HBASE-7544: Transparent table/CF encryption

We introduce transparent encryption for HFiles and the WAL, work that builds on a crypto codec framework submitted to the Hadoop Common and MapReduce projects above. The goal is to protect sensitive data against accidental leakage and to facilitate auditable compliance. Under normal circumstances HBase files in HDFS are protected from other users and cluster services. However this does not guarantee leakage isn't possible if HDFS permissions are improperly applied or if a server is decommissioned from the cluster and mishandled. Encryption plugs in almost exactly like compression codecs, and can be configured along with existing compression options, or alone. Our design facilities low impact incremental encryption and key management.

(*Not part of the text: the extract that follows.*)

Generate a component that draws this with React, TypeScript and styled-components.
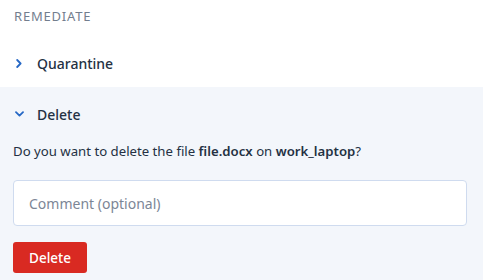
import React from "react";
import styled, { createGlobalStyle } from "styled-components";

const Global = createGlobalStyle`
  body {
    margin: 0;
    background: #ffffff;
    font-family: "Noto Sans", "Open Sans", sans-serif;
    color: #243143;
  }
`;

const Wrap = styled.div`
  width: 483px;
  min-height: 280px;
  display: flex;
  flex-direction: column;
`;

const SectionTitle = styled.div`
  padding: 8px 14px 14px;
  line-height: 17px;
  font-size: 13px;
  font-weight: 400;
  letter-spacing: 0.8px;
  color: #737e8e;
  text-transform: uppercase;
`;

const Item = styled.div<{ open?: boolean }>`
  display: flex;
  flex-direction: column;
  background: ${({ open }) => (open ? "#f3f6fb" : "#ffffff")};
  flex: ${({ open }) => (open ? 1 : "none")};
`;

const Head = styled.div<{ tall?: boolean }>`
  height: ${({ tall }) => (tall ? 54 : 48)}px;
  display: flex;
  align-items: center;
  padding-left: 14px;
  gap: 13px;
  font-size: 14px;
  font-weight: 500;
  color: #243143;
`;

const Chevron = styled.span`
  width: 10px;
  display: flex;
  justify-content: center;
  color: #2668c5;
`;

const Body = styled.div`
  padding: 0 16px 8px 13px;
  display: flex;
  flex-direction: column;
`;

const Question = styled.p`
  margin: 0;
  font-size: 13.2px;
  line-height: 20px;
  color: #243143;
  b {
    font-weight: 600;
  }
`;

const Comment = styled.input`
  margin-top: 19px;
  height: 46px;
  box-sizing: border-box;
  width: 454px;
  border: 1.5px solid #cfdbef;
  border-radius: 4px;
  background: #ffffff;
  padding: 0 15px;
  font-family: inherit;
  font-size: 14px;
  color: #243143;
  outline: none;
  &::placeholder {
    color: #7c8696;
  }
`;

const DangerButton = styled.button`
  margin-top: 16px;
  align-self: flex-start;
  width: 74px;
  height: 31px;
  border: none;
  border-radius: 3px;
  background: #d92a22;
  color: #ffffff;
  font-family: inherit;
  font-size: 13.5px;
  font-weight: 500;
  cursor: pointer;
`;

const Right = () => (
  <svg width="6" height="9" viewBox="0 0 6 9">
    <path d="M1.2 1 L4.6 4.5 L1.2 8" fill="none" stroke="currentColor" strokeWidth="1.8" strokeLinecap="round" strokeLinejoin="round" />
  </svg>
);

const Down = () => (
  <svg width="9" height="6" viewBox="0 0 9 6">
    <path d="M1 1.2 L4.5 4.6 L8 1.2" fill="none" stroke="currentColor" strokeWidth="1.8" strokeLinecap="round" strokeLinejoin="round" />
  </svg>
);

export default function App() {
  return (
    <Wrap>
      <Global />
      <SectionTitle>Remediate</SectionTitle>

      <Item>
        <Head>
          <Chevron>
            <Right />
          </Chevron>
          Quarantine
        </Head>
      </Item>

      <Item open>
        <Head tall>
          <Chevron>
            <Down />
          </Chevron>
          Delete
        </Head>
        <Body>
          <Question>
            Do you want to delete the file <b>file.docx</b> on <b>work_laptop</b>?
          </Question>
          <Comment placeholder="Comment (optional)" />
          <DangerButton>Delete</DangerButton>
        </Body>
      </Item>
    </Wrap>
  );
}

ZOOKEEPER-1688: Transparent encryption of on-disk files

We introduce optional transparent encryption of snapshots and commit logs on disk. The goal is to protect against the leakage of sensitive information from files at rest, due to accidental misconfiguration of filesystem permissions, improper decommissioning, or improper disk disposal. This change would introduce a new ServerConfig option that allows the administrator to select the desired persistence implementation by classname, and new persistence classes extending the File* classes that wrap current formats in encrypted containers. Otherwise and by default the current File* classes will be used without change. If enabled, transparent encryption of all on disk structures will be accomplished with a shared cluster key made available to the quorum peers via the Java Keystore (supporting various store options, including hardware security module integration). A new utility for offline key rotation will also be provided.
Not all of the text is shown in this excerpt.